Um inseto pousou em meu ombro


Não sei direito qual, é um daqueles que entram pela janela do quarto nas madrugadas de verão e quando a gente acorda eles não estão mais lá.  Mas bem maior. Tem grandes olhos pretos e o corpo meio alaranjado na parte de baixo e uma coisa meio cinza em cima.
Passei a mão no ombro para tirá-lo.
O bicho se assustou e saiu voando.
Direto para o ventilador, que friamente o corta ao meio. Uma parte cai no chão e a outra fica presa nas grades.
Morte na hora, penso eu. E fico alguns segundos parado olhando a cena ao mesmo tempo em que tento processá-la. Tudo isso aconteceu em questão de três segundos. Um, vejo o bicho no meu ombro. Dois, tiro. Três, ele é partido ao meio. Como a morte é rápida, meu Deus do céu. Como a vida é curta, meu Deus do céu. De um segundo para outro todo mundo puft, seja humano ou inseto que só especialistas em inseto sabem o nome.
Passados alguns segundos a parte do bicho que caiu no chão começa a se mexer. Felicidade, penso eu. Só abrir a janela, soltá-lo no mundo e ir dormir com o ventilador me refrescando. Mas o bicho não consegue voar. Tenta com todas as suas forças, se debate incessantemente, mas as leis da aerodinâmica o condenaram a não sair mais do chão.  E o ventilador girando.
O inseto ali, me olhando com aqueles olhos pretos e gigantes que se dividem em ter medo e verem em mim uma oportunidade de salvação. Tenho que salvá-lo, penso. Surge a ideia de amarrar o restante que ficou preso nas grades ao pedaço que bate asas, pois parece realmente ser um caso de falta de peso, mas obviamente não sei como proceder, então desisto. E se esgotam as ideias para salvar o bicho que fora cortado ao meio porque deixei a janela aberta por causa do calor. E o bicho aqui, do meu lado, tirando forças das forças das forças para tentar voar, mas começando a cair a ficha de que não conseguirá.
Que morrerá nesse lugar estranho.
Que nunca mais verá os filhos, órfãos e sem ter o que comer a partir de agora.
O mais velho terá de sair da faculdade para trabalhar, até que um dia será cortado ao meio por um objeto cortador não identificado.
Tento descobrir na internet de que inseto se trata para descobrir o quão ligados à família eles são.
Tenta mais uma vez sem sucesso alçar voo.

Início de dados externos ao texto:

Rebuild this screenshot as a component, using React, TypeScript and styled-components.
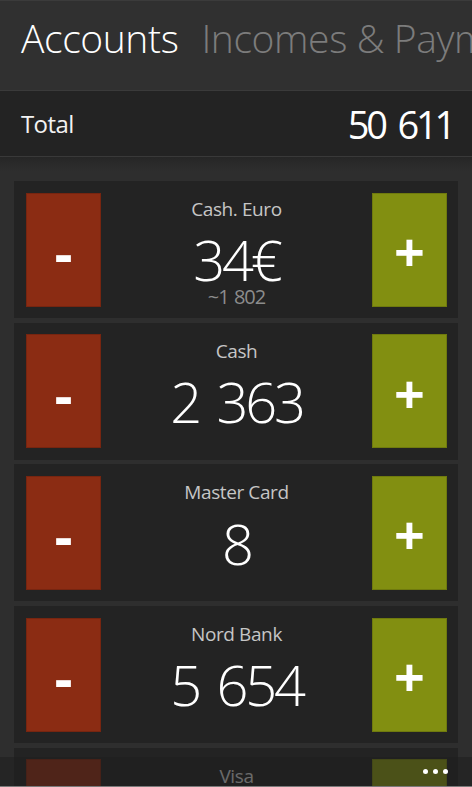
import styled, { createGlobalStyle } from 'styled-components';

//
//Base page look, dark phone theme
const GlobalStyle = createGlobalStyle`
    html, body {
        margin: 0;
        padding: 0;
        background: #2e2e2e;
        font-family: 'Open Sans', 'Noto Sans', sans-serif;
        color: #ffffff;
    }
`;

const Screen = styled.div`
    position: relative;
    height: 100vh;
    width: 100vw;
    overflow: hidden;
    display: flex;
    flex-direction: column;
    background: #2e2e2e;
`;

const Pivot = styled.div`
    box-sizing: border-box;
    height: 91px;
    flex-shrink: 0;
    padding: 13px 0 0 21px;
    display: flex;
    gap: 23px;
    white-space: nowrap;
    overflow: hidden;
    background: #303030;
    border-top: 1px solid #3b3b3b;
    border-bottom: 1px solid #3a3a3a;
`;

const PivotItem = styled.span<{ $active?: boolean }>`
    font-size: 39px;
    font-weight: 300;
    line-height: 48px;
    letter-spacing: -0.4px;
    color: ${(p) => (p.$active ? '#ffffff' : '#7c7c7c')};
`;

const TotalBar = styled.div`
    box-sizing: border-box;
    height: 66px;
    flex-shrink: 0;
    padding: 0 19px 0 21px;
    display: flex;
    align-items: center;
    justify-content: space-between;
    background: #232323;
    border-bottom: 1px solid #393939;
`;

const TotalLabel = styled.span`
    font-size: 24px;
    letter-spacing: -0.6px;
    color: #f2f2f2;
`;

const TotalValue = styled.span`
    font-size: 38px;
    letter-spacing: -3.2px;
    word-spacing: 6px;
    color: #ffffff;
`;

const List = styled.div`
    flex: 1;
    padding: 24px 14px 0;
    display: flex;
    flex-direction: column;
    gap: 4.7px;
    background: linear-gradient(to bottom, #262626 0px, #2e2e2e 14px);
`;

const Card = styled.div`
    box-sizing: border-box;
    height: 137px;
    flex-shrink: 0;
    padding: 11.5px 11px 11.5px 12px;
    display: flex;
    align-items: stretch;
    background: #232323;
`;

const ActionButton = styled.div<{ $kind: 'minus' | 'plus' }>`
    width: 75px;
    flex-shrink: 0;
    display: flex;
    align-items: center;
    justify-content: center;
    padding-top: ${(p) => (p.$kind === 'minus' ? '5px' : '3px')};
    box-sizing: border-box;
    background: ${(p) => (p.$kind === 'minus' ? '#8b2c13' : '#828f11')};
    box-shadow: inset 0 0 0 1px rgba(0, 0, 0, 0.14);
    font-size: ${(p) => (p.$kind === 'minus' ? '56px' : '54px')};
    font-weight: 700;
    line-height: 1;
    color: #ffffff;
`;

const Info = styled.div`
    flex: 1;
    display: flex;
    flex-direction: column;
    align-items: center;
    padding-top: 4.5px;
`;

const AccountName = styled.div`
    font-size: 19px;
    line-height: 24px;
    letter-spacing: -0.4px;
    color: #c6c6c6;
`;

const Amount = styled.div`
    margin-top: 8.3px;
    font-size: 56px;
    font-weight: 300;
    line-height: 60px;
    letter-spacing: -3.2px;
    word-spacing: 6px;
    color: #ffffff;
`;

const Converted = styled.div`
    margin-top: -3.8px;
    font-size: 20px;
    line-height: 22px;
    letter-spacing: -1px;
    word-spacing: 1px;
    color: #8c8c8c;
`;

const AppBar = styled.div`
    position: absolute;
    left: 0;
    right: 0;
    bottom: 0;
    height: 30px;
    box-sizing: border-box;
    padding-right: 24px;
    display: flex;
    align-items: center;
    justify-content: flex-end;
    gap: 5px;
    background: rgba(31, 31, 31, 0.55);
    border-bottom: 1px solid #7a7a7a;
`;

const Dot = styled.span`
    width: 5px;
    height: 5px;
    border-radius: 50%;
    background: #ffffff;
`;

type Account = {
    name: string;
    amount: string;
    converted?: string;
};

const accounts: Account[] = [
    { name: 'Cash. Euro', amount: '34€', converted: '~1 802' },
    { name: 'Cash', amount: '2 363' },
    { name: 'Master Card', amount: '8' },
    { name: 'Nord Bank', amount: '5 654' },
    { name: 'Visa', amount: '1 290' },
];

const App = () => {
    return (
        <Screen>
            <GlobalStyle />
            <Pivot>
                <PivotItem $active>Accounts</PivotItem>
                <PivotItem>Incomes &amp; Payments</PivotItem>
            </Pivot>
            <TotalBar>
                <TotalLabel>Total</TotalLabel>
                <TotalValue>50 611</TotalValue>
            </TotalBar>
            <List>
                {accounts.map((a) => (
                    <Card key={a.name}>
                        <ActionButton $kind="minus">-</ActionButton>
                        <Info>
                            <AccountName>{a.name}</AccountName>
                            <Amount>{a.amount}</Amount>
                            {a.converted && <Converted>{a.converted}</Converted>}
                        </Info>
                        <ActionButton $kind="plus">+</ActionButton>
                    </Card>
                ))}
            </List>
            <AppBar>
                <Dot />
                <Dot />
                <Dot />
            </AppBar>
        </Screen>
    );
};

export default App;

Começo a pensar em dar-lhe o golpe de misericórdia. Acabar com seu sofrimento e ir para a cama descansar, pois amanhã será um longo e cansativo dia. Porém, lembro que eu sou eu e que nunca teria coragem para tal. Você leitor também não teria. A gente diz que teria, mas na hora dá para trás. Óbvio que é a melhor opção. Mas não é uma opção. Enfiar uma estaca no peito do bicho e dormir como se nada tivesse acontecido não está nos planos. Lembro do recente caso em que minha cadela estava no último estágio de um câncer que iniciou nas mamas e em questão de dias se espalhou para os pulmões. Ela foi levada ao veterinário já com a possibilidade da eutanásia na mesa, mas o próprio doutor via o processo com resistência. Talvez pelo mesmo pensamento que me corrói agora: Sou contra porque sou eu quem irá proceder.  Na verdade, este foi o principal desempate entre seguir a carreira de jornalista e de médico veterinário. Ver bicho sofrendo pelo resto da vida não estava nos meus planos e eu respeito profundamente a profissão muito também por essa frieza necessária que eu, escritor, não tenho e por isso escrevo ao invés de tentar fazer algo pelo inseto.
Já faz duas horas desde que o bicho foi cortado pelo ventilador. Acho que vou dormir e esperar para ver amanhã o que se sucedeu durante o restante da madrugada. Como sempre na vida.
Pensar que meia hora antes do acontecido eu havia cogitado seriamente ir dormir. Fecharia a janela e nada disso teria acontecido.